Quantification of hydroxyl radicals and solvated electrons produced by irradiated gold nanoparticles suggests a crucial role of interfacial water.

The potential benefit of gold nanoparticles (GNP) to radiotherapy has been demonstrated in a range of cell lines and radiation sources as well as in rodent models, sometimes with contradictory results. Few experimental studies have explored the involved deleterious species, hydroxyl radical being so far the most cited, whereas theoretical studies have usually focused on secondary electrons emitted from GNP, making comparison between these two approaches difficult.
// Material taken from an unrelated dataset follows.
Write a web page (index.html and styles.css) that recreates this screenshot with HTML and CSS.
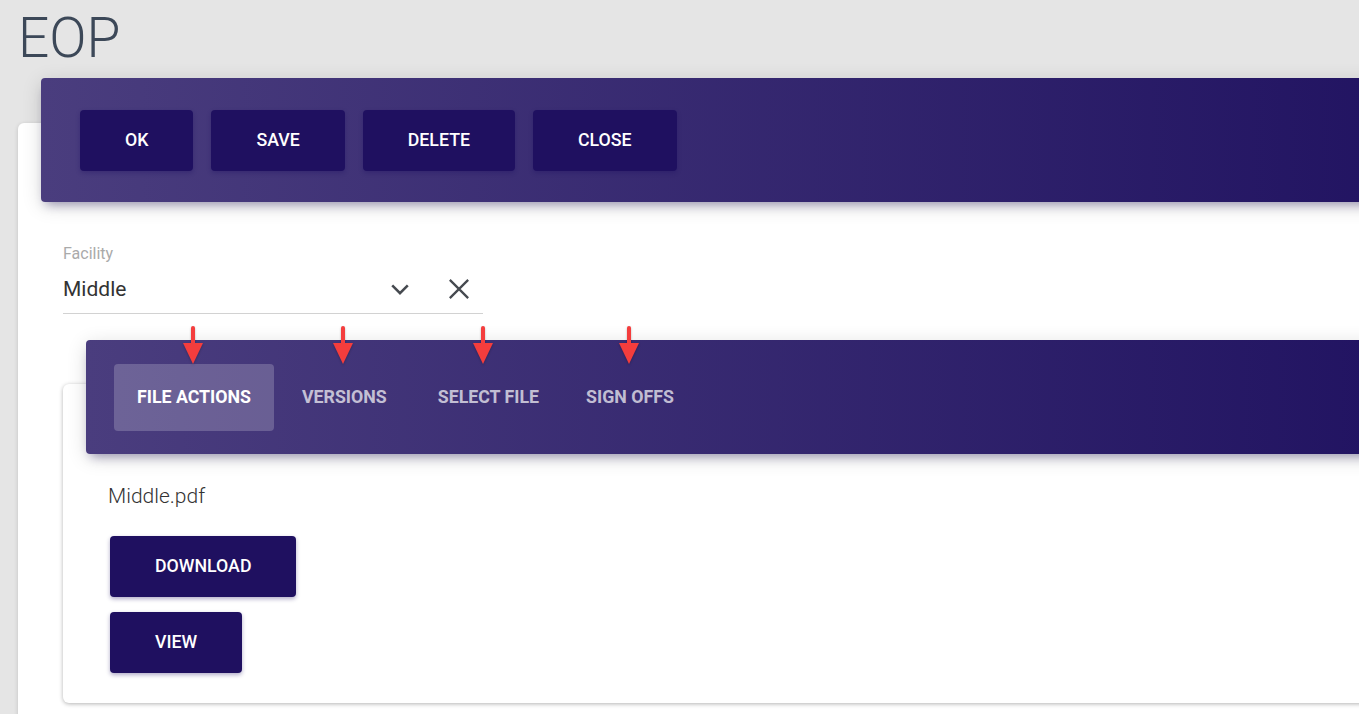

Here we focus on the physico-chemical step (i.e. radical production) and report the first experimental determination of both hydroxyl radicals and solvated electrons yields of formation in the presence of GNP. We also compare these yields between X- and γ-rays under different atmospheres. Our main finding is a massive and equivalent production of both species under X- and more surprisingly γ-rays. For concentration as low as 1 nM (0.02% wt of gold), both radiations lead to 3 to 4 times more radicals than water radiolysis without GNP. This is in contradiction with a physical prediction of dose enhancement. Supported by our whole set of experiments the key role of water molecules at the nanoparticle interface in the radical production emerges. This leads us to propose the paramount importance of the physico-chemical step compared to the physical one. Classical approaches based on energy-absorption coefficients and electron ejections should therefore be revisited.